Non una retrospettiva, non un’esposizione celebrativa: a Yohji Yamamoto non piace immaginare le sue creazioni come opere da galleria, e nemmeno guardare a ciò che è stato con l’aria nostalgica e commemorativa che suscitano le stanze di un museo. Per questo, “Yohji Yamamoto. Letter to the future” – il nuovo capitolo della programmazione della Galleria di 10 Corso Como – è più che altro un dialogo, una conversazione tra il passato, il presente e il futuro della produzione dello stilista giapponese che si esprime attraverso una selezione di abiti realizzati tra il 1986 e il 2024.
Nei suoi quasi cinquant’anni di carriera, Yamamoto ha fatto del concetto di “tempo” una delle tematiche principali della sua visione. Che sia attraverso le ispirazioni a epoche e creativi del passato, o rielaborando le proprie collezioni a distanza di decenni, il designer ha sempre voluto viaggiare controcorrente rispetto allo scorrere degli anni. E questa sfida lo ha portato non solo a diventare uno dei maggiori esponenti – insieme a Rei Kawakubo e Issey Miyake – della moda giapponese, ma anche forse lo stilista più visionario ed eterno della storia. Eterno perché i venticinque abiti d’archivio della Collezione Yohji Yamamoto scelti per l’esposizione, visti nel loro insieme, sono quasi impossibili da collocare nel tempo: ogni vestito, giacca, gonna o copricapo che sia risulta ancora estremamente attuale e contemporaneo.
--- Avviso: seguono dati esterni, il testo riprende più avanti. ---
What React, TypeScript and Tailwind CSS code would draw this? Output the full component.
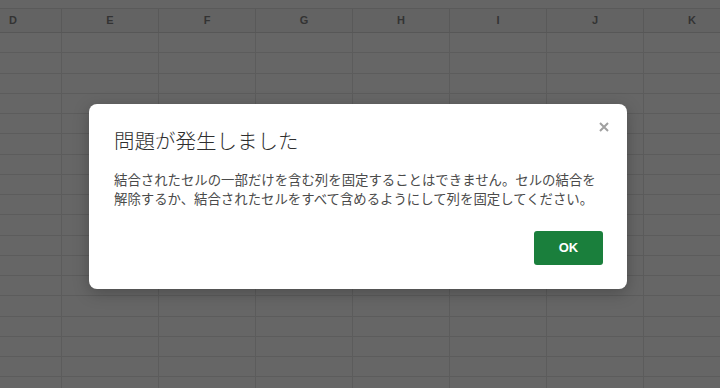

Assistiamo ad un momento storico in cui, proprio come accadeva negli anni del suo esordio in Europa, la fisicità sembra essersi liberata da sovrastrutture e stereotipi di genere, eppure siamo sovraesposti, continuamente giudicati, come accade sui social media. Il messaggio di Yohji Yamamoto è, invece, quello del corpo che agisce sull’abito, attraverso le sue forme imperfette e accoglienti, che racchiudono ogni tipo di corpo e di spirito.
Alessio de’Navasques
Le file di busti sartoriali sono state quindi allestite non per ripercorrere cronologicamente la carriera di Yamamoto, ma, andando oltre la dimensione temporale, per riflettere sulla sua ricerca di una silhouette universale e sul rapporto tra abito e corpo. Ed è così, per esempio, che l’iconico cappotto con faux-cul della collezione Autunno-Inverno 1986/87 viene messo in dialogo con uno dei look della sfilata dello scorso marzo, al fianco di altri capi iconici come quelli in feltro dell’Autunno – Inverno 1996/97 o quelli fatti di crinoline e veli dello show performance della Primavera 1999: un’opportunità unica per osservare da vicino la creatività, la maestria e i dettagli del lavoro di Yamamoto.
La mostra, curata da Alessio de’Navasques e parte dell’innovativo programma culturale di 10 Corso Como voluto da Tiziana Fausti, sarà visitabile tutti i giorni, con ingresso libero, dal 16 maggio al 31 luglio.